Weekend update

It’s another weekend, which means it’s time for another weekend update. In no particular order: I have a lovely week of vacation behind me and another one ahead, and enough writing in the bank to more than cover the upcoming week in which I won’t have time to write at all. There are a few things I’ll gabble about in no particular order, though.

Number one: although I have the next story planned out, I’m looking even further past that to whichever tale comes next. There are a few contenders. Number one is another Sam Hill entry, with a rather more inventive science-fictiony murder, but the limited experience I have with mystery as a genre tends to make me a bit edgy about doing that one so soon. Number two is another skypirates tale, going back a little further in history to either the Long Nines’ heyday as pirates, or to some of the backstory surrounding the formation of the gang. The oft-referenced Panama incident is something I want to hit eventually, but I’d like to give it a novel-length treatment.

There’s also my as-yet-unrevealed novel-length project, but that one’s not past the world-building phase yet, and I eventually plan to write a series of stories akin to We Sail Off To War, a chronicle of the career of officer Conan Forsythe. Natural, really, given that the setting is my Napoleonic Wars in space, and Napoleonic Wars-era naval stories breed Aubreys and Hornblowers.

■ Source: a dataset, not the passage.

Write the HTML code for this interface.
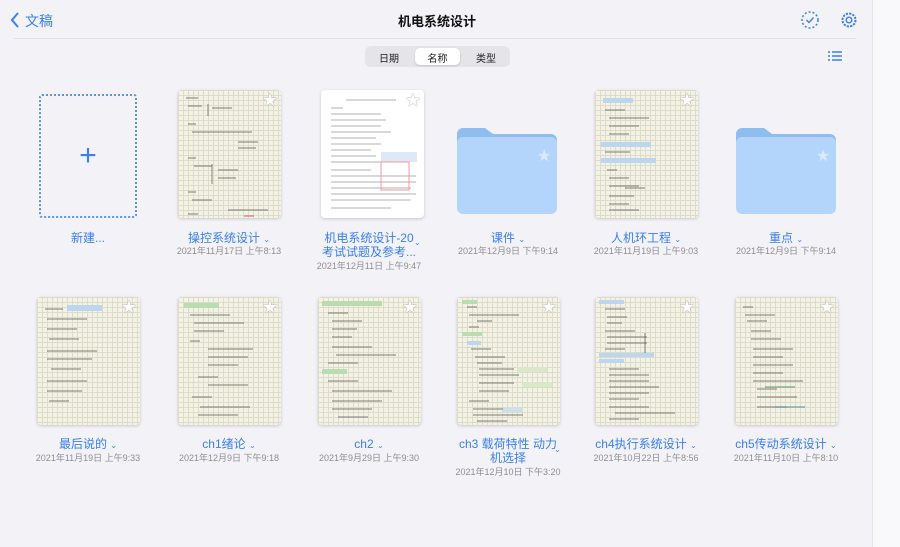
<!DOCTYPE html>
<html><head><meta charset="utf-8"><style>
*{margin:0;padding:0;box-sizing:border-box}
body{width:900px;height:547px;background:#f2f2f7;font-family:"Liberation Sans","Noto Sans CJK SC",sans-serif;position:relative;overflow:hidden}
.side{position:absolute;left:872px;top:0;width:28px;height:547px;background:#f9f9fc;border-left:1px solid #e6e6ea}
.abs{position:absolute}
.card{position:absolute;width:103px;height:128px;border-radius:4px;box-shadow:0 1px 3px rgba(0,0,0,.18);overflow:hidden;
background-color:#f3f2e4;background-image:linear-gradient(#dcdccb 1px,transparent 1px),linear-gradient(90deg,#dcdccb 1px,transparent 1px);background-size:5px 5px}
.card.w{background:#fff}
.star{position:absolute;right:3px;top:2px;font-size:18px;color:#fff;font-family:"DejaVu Sans",sans-serif;text-shadow:0 0 1px #999,0 0 1px #999;line-height:1}
.t{position:absolute;width:140px;text-align:center;color:#3b7ff2;font-size:12px;line-height:14px}
.d{position:absolute;width:150px;text-align:center;color:#8e8e93;font-size:9px}
.car{font-size:8px;color:#3b7ff2}
svg.s{position:absolute;left:0;top:0}
</style></head><body>
<div class="side"></div>
<svg class="abs" style="left:10px;top:12px" width="10" height="16"><path d="M8 1L2 8l6 7" fill="none" stroke="#3b7ff2" stroke-width="2"/></svg>
<div class="abs" style="left:25px;top:11px;color:#3b7ff2;font-size:14px">文稿</div>
<div class="abs" style="left:0;width:874px;top:11px;text-align:center;font-size:13px;font-weight:bold;color:#111">机电系统设计</div>
<svg class="abs" style="left:800px;top:10px" width="20" height="20"><circle cx="10" cy="10" r="8" fill="none" stroke="#3b7ff2" stroke-width="1.5" stroke-dasharray="2 2"/><path d="M6.5 10l2.5 2.5 4.5-5" fill="none" stroke="#3b7ff2" stroke-width="1.4"/></svg>
<svg class="abs" style="left:840px;top:11px" width="18" height="18"><circle cx="9" cy="9" r="6.5" fill="none" stroke="#3b7ff2" stroke-width="2" stroke-dasharray="2.2 1.2"/><circle cx="9" cy="9" r="2.8" fill="none" stroke="#3b7ff2" stroke-width="1.4"/></svg>
<div class="abs" style="left:14px;top:38px;width:842px;height:1px;background:#e2e2e6"></div>
<div class="abs" style="left:365px;top:46px;width:145px;height:21px;background:#e4e4e9;border-radius:6px"></div>
<div class="abs" style="left:415px;top:48px;width:45px;height:17px;background:#fff;border-radius:5px;box-shadow:0 1px 2px rgba(0,0,0,.15)"></div>
<div class="abs" style="left:365px;top:50px;width:48px;text-align:center;font-size:10px;color:#222">日期</div>
<div class="abs" style="left:415px;top:50px;width:45px;text-align:center;font-size:10px;color:#222">名称</div>
<div class="abs" style="left:462px;top:50px;width:48px;text-align:center;font-size:10px;color:#222">类型</div>
<svg class="abs" style="left:827px;top:50px" width="16" height="12"><g stroke="#3b7ff2" stroke-width="1.5"><path d="M1 2h2M5 2h10M1 6h2M5 6h10M1 10h2M5 10h10"/></g></svg>

<div class="abs" style="left:39px;top:94px;width:98px;height:124px;border:2px dotted #5a94f0;border-radius:3px"></div>
<div class="abs" style="left:39px;top:136px;width:98px;text-align:center;color:#3b7ff2;font-size:30px;font-weight:300;line-height:40px">+</div>
<div class="t" style="left:18px;top:231px">新建...</div>

<div class="card" style="left:178px;top:90px"><svg class="s" width="103" height="128"><g stroke="#555" stroke-width=".7" fill="none"><path d="M8 8h12M10 16h14M30 14v12M34 18h20M10 34h8M14 42h60M60 52h20M60 58h18M10 68h8M16 76h18M34 74v20M40 80h20M40 88h18M10 102h8M14 110h20M10 124h10M50 120h40"/><path d="M66 126h10" stroke="#c33"/></g></svg><div class="star">★</div></div>
<div class="card w" style="left:321px;top:90px"><svg class="s" width="103" height="128"><g stroke="#999" stroke-width=".7"><path d="M25 10h50M10 18h12M10 24h50M10 30h55M10 36h50M10 42h60M10 48h45M10 54h50M10 60h40M10 66h45M10 72h50M10 80h40M10 86h85M10 92h85M10 98h80M10 104h85M10 110h80M10 118h60"/></g><rect x="60" y="62" width="36" height="10" fill="#dde9f8"/><rect x="60" y="72" width="28" height="28" fill="none" stroke="#e99"/></svg><div class="star">★</div></div>
<svg class="abs" style="left:457px;top:128px" width="100" height="86"><path d="M0 6a6 6 0 0 1 6-6h22l8 6h58a6 6 0 0 1 6 6v10H0z" fill="#8fbdef"/><rect x="0" y="9" width="100" height="77" rx="6" fill="#b3d5fb"/><text x="80" y="33" font-size="16" fill="#dce9f8" font-family="DejaVu Sans">★</text></svg>
<div class="card" style="left:595px;top:90px"><svg class="s" width="103" height="128"><rect x="8" y="8" width="30" height="5" fill="#bcd6f0"/><rect x="6" y="52" width="50" height="5" fill="#bcd6f0"/><rect x="6" y="68" width="55" height="5" fill="#bcd6f0"/><g stroke="#555" stroke-width=".7"><path d="M10 20h20M14 28h40M14 36h30M14 44h20M10 62h25M12 80h10M14 88h20M14 96h30M30 98h20M14 106h25M14 114h20M14 120h30"/></g></svg><div class="star">★</div></div>
<svg class="abs" style="left:736px;top:128px" width="100" height="86"><path d="M0 6a6 6 0 0 1 6-6h22l8 6h58a6 6 0 0 1 6 6v10H0z" fill="#8fbdef"/><rect x="0" y="9" width="100" height="77" rx="6" fill="#b3d5fb"/><text x="80" y="33" font-size="16" fill="#dce9f8" font-family="DejaVu Sans">★</text></svg>

<div class="t" style="left:159px;top:231px">操控系统设计 <span class="car">⌄</span></div>
<div class="d" style="left:154px;top:244px">2021年11月17日 上午8:13</div>
<div class="t" style="left:299px;top:231px">机电系统设计-20<br>考试试题及参考...</div><span class="abs car" style="left:414px;top:238px">⌄</span>
<div class="d" style="left:294px;top:259px">2021年12月11日 上午9:47</div>
<div class="t" style="left:438px;top:231px">课件 <span class="car">⌄</span></div>
<div class="d" style="left:433px;top:244px">2021年12月9日 下午9:14</div>
<div class="t" style="left:576px;top:231px">人机环工程 <span class="car">⌄</span></div>
<div class="d" style="left:571px;top:244px">2021年11月19日 上午9:03</div>
<div class="t" style="left:716px;top:231px">重点 <span class="car">⌄</span></div>
<div class="d" style="left:711px;top:244px">2021年12月9日 下午9:14</div>

<div class="card" style="left:37px;top:297px"><svg class="s" width="103" height="128"><rect x="30" y="8" width="35" height="6" fill="#bcd6f0"/><g stroke="#555" stroke-width=".7"><path d="M8 12h18M10 22h40M10 32h30M12 42h30M10 54h50M10 62h45M14 72h30M10 84h40M10 94h35M12 104h20"/></g></svg><div class="star">★</div></div>
<div class="card" style="left:178px;top:297px"><svg class="s" width="103" height="128"><rect x="6" y="6" width="35" height="5" fill="#b9dcb0"/><g stroke="#555" stroke-width=".7"><path d="M12 18h40M16 26h50M16 34h30M12 44h10M30 52h45M30 60h40M30 68h30M20 80h20M30 88h40M14 100h20M22 110h50M20 118h40"/></g></svg><div class="star">★</div></div>
<div class="card" style="left:318px;top:297px"><svg class="s" width="103" height="128"><rect x="4" y="4" width="60" height="5" fill="#b9dcb0"/><rect x="4" y="72" width="25" height="5" fill="#b9dcb0"/><g stroke="#555" stroke-width=".7"><path d="M10 16h20M14 24h30M14 32h25M14 40h20M14 50h40M18 58h60M10 66h30M10 84h30M14 94h60M14 104h50M14 112h40M20 120h30"/></g></svg><div class="star">★</div></div>
<div class="card" style="left:457px;top:297px"><svg class="s" width="103" height="128"><rect x="5" y="3" width="15" height="4" fill="#b9dcb0"/><rect x="5" y="35" width="20" height="4" fill="#b9dcb0"/><rect x="10" y="44" width="14" height="4" fill="#bcd6f0"/><rect x="60" y="70" width="30" height="5" fill="#d8e8c8"/><rect x="65" y="85" width="30" height="5" fill="#d8e8c8"/><rect x="45" y="110" width="20" height="5" fill="#cde0ea"/><g stroke="#555" stroke-width=".7"><path d="M10 10h10M12 18h50M20 24h15M12 30h10M14 52h20M18 60h30M20 66h25M22 72h35M22 78h40M22 86h35M22 94h30M12 104h20M16 112h30M16 118h50M20 124h30"/></g></svg><div class="star">★</div></div>
<div class="card" style="left:595px;top:297px"><svg class="s" width="103" height="128"><rect x="4" y="3" width="25" height="4" fill="#bcd6f0"/><rect x="4" y="56" width="55" height="4" fill="#bcd6f0"/><rect x="4" y="62" width="25" height="4" fill="#bcd6f0"/><g stroke="#555" stroke-width=".7"><path d="M10 12h20M12 20h20M12 26h15M10 34h30M12 40h40M12 46h40M50 36v20M10 52h20M14 72h30M14 78h40M14 84h40M14 90h50M14 96h40M14 102h30M14 110h40M20 116h60M14 122h30"/></g></svg><div class="star">★</div></div>
<div class="card" style="left:735px;top:297px"><svg class="s" width="103" height="128"><g stroke="#555" stroke-width=".7"><path d="M8 10h10M10 18h30M12 24h20M16 34h20M16 42h30M18 52h40M18 60h30M18 68h40M18 76h30M18 84h50M22 92h20M22 100h40M22 110h30"/><path d="M30 90h30" stroke="#2a7a3a"/><path d="M40 110h30" stroke="#2a6a9a"/></g></svg><div class="star">★</div></div>

<div class="t" style="left:18px;top:437px">最后说的 <span class="car">⌄</span></div>
<div class="d" style="left:13px;top:451px">2021年11月19日 上午9:33</div>
<div class="t" style="left:159px;top:437px">ch1绪论 <span class="car">⌄</span></div>
<div class="d" style="left:154px;top:451px">2021年12月9日 下午9:18</div>
<div class="t" style="left:299px;top:437px">ch2 <span class="car">⌄</span></div>
<div class="d" style="left:294px;top:451px">2021年9月29日 上午9:30</div>
<div class="t" style="left:438px;top:437px">ch3 载荷特性 动力<br>机选择</div><span class="abs car" style="left:554px;top:445px">⌄</span>
<div class="d" style="left:433px;top:465px">2021年12月10日 下午3:20</div>
<div class="t" style="left:576px;top:437px">ch4执行系统设计 <span class="car">⌄</span></div>
<div class="d" style="left:571px;top:451px">2021年10月22日 上午8:56</div>
<div class="t" style="left:716px;top:437px">ch5传动系统设计 <span class="car">⌄</span></div>
<div class="d" style="left:711px;top:451px">2021年11月10日 上午8:10</div>
</body></html>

Finally, a word on Nathaniel Cannon the character: as I’ve mentioned before, the skypirates setting is the outgrowth of a roleplaying game setting that never got played. Of the characters who feature in skypirates stories, only Cannon ever had a character sheet done up, whence come some of his flaws: the Glassjaw Cannon thing from Lost City of Pitu, for one, and also his propensity toward complicated plans1. I’m tempted to work up character sheets for the other major characters—less as hard-and-fast guides and more as a way to explore what sorts of flaws I think they ought to have.

1. Since it was supposed to be a Savage Worlds game, I spun my own mechanical flaw: ‘Blofeld Complex’, the compulsion to come up with plans with too many moving parts.